以前,我习惯读纸质的书和报纸、杂志,对电脑一窃不通,也没有兴趣。
不久,国家某培训机构高薪聘我去主持业务。我一上班,傻眼了。他们是面向全国的公务员搞远程教育,全是电脑。弄的我进退两难。为了“面子”,我只好留下来。每天找一帮年轻人聊天,了解其运行情况。整整三个月,我不敢多一句嘴。但我在熟悉了情况后,想了一套办法,并请来了微软、摩托罗拉的一帮顶尖高手,设计了一套新的运行模式,彻底革新了他们以往的方式,并吸引了数千万元的战略投资。有一次,我去《光明日报》。老朋友们给我看李长春和刘云山同志关于《光明网》的讲话,并要我当个顾问,在《光明网》的改造升级上出点力。我也不知天高地厚地答应了。随后,我又用老办法,找了几位技术高手,天天讨论如何把云计算技术与媒体结合起来,创造出一种新的媒体形态。很快,“光明云媒”诞生了,受到业界和中央领导的高度赞扬。就这样,我这个对电脑狗屁不通对网络不感兴趣的家伙,被朋友们戏称为“不懂电脑的网络经营高手”!人民日报技术局负责人还专门请我带人去给他们作演示性讲座,洽谈与《人民网》的技术合作。后因我回赤壁,此事半途而止。

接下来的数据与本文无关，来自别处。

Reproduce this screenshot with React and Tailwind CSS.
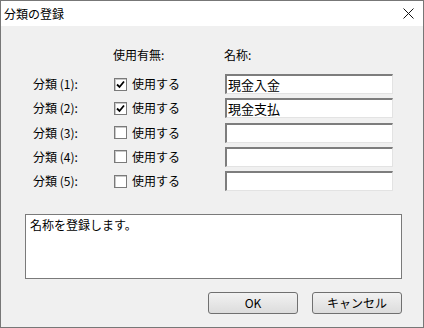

我虽然误打误撞地被网络“网”了进云,但我至今不会使用电脑。可笑的是,我离开了北京,仍被北京中关村一家大型计算机公司聘为高级顾问。这家公司有几十位“海归”。现在,他们的董事长、总经理还常常打长途电话与我探讨所谓“业务”问题。每次一回北京,就要被拉去“顾问”一番。
在北京,每天晚上都被朋友们拉到咖啡厅“侃大山”。赤壁人没有这个习惯。所以,我只好每晚“躲进小楼成一统”,在灯下写点随感而发的小玩意儿,还在新浪网上开了个博客。我一般晚上写,第二天请我的侄女打印,发送到《光明网》、《赤壁热线》和自己的博客。什么目的?自己也说不清,大概是一种兴趣吧。
记得是经李大海同志的介绍,我认识了裤子和热线的网友们。经过一段时间的交往,我与他(她)们成了朋友。这是一群充满朝气、充满理想而又才华横溢的年轻人。一个小地方的民办小网站,能办的这么有特色、有人气、有影响,是出乎我的意料的。他们的条件,较之于《光明网》,可谓天差地别。但他们的活力、精神,使我感动。所以,我把自己的每一篇短文,都发给了他们,也算是一点支持吧。可奇怪的是,每当有敏感的词,在热线上就变成了“洋码子”。我因不懂电脑,不知何故,就去问有关部门。他们作了“解释”。但我觉得,这种“解释”是站不住脚的。因为,第一,我的每篇文章,都是同时发给《光明网》的。《光明网》是中央的重点新闻网站,在官方排名中,仅次于人民网、新华网。我的网文,只要《光明网》刊发,其它全国性网站会在一小时内转发。为什么它们能发,热线则要变中文为洋文呢?第二,我是学政治经济学的,自能掌握马列主义的基本原则,并会考虑到中央网站的基本要求,不会去写出“格”的东西。第三,只要有点文化,都知道那些“洋码子”是什么,你这么改,岂不是掩耳盗铃?网站当然要管严。但不是这么管法。比如光明网。中宣部会经常发函,哪些能宣传,哪些不能宣传,应该发什么,等等,让编辑们掌握原则,决定取舍。而不是“技巧性”管制。再说,让网民发些牢骚,也没有什么了不起,天塌不下来,还有可能是好事。比如一个人要吃要喝,就要拉屎拉尿,实现进出平衡。否则,只吃不拉,就要憋死。人家有怨气,让他发泄一下,心理就会平和。不然,怨气憋在心里,积聚到一定程度,就会总爆发。锅炉如没有漏气装置,就会爆炸。我看,网络就是民情的一个漏气装置。所以,只要善加引导,网络是个好东西。
热线吧开业的前两天,我接连去了两次。这是一个简朴清雅之所,很不错。见有人给热线吧送花,我对裤子说,我给你写篇感想,给你送一束心灵之花吧。
其实,赤壁热线就是众多网友们用心血和感情凝集而成的一朵娇艳的心灵之花。祝愿它在更多的网友心中,在虚拟空间里,越开越绚丽!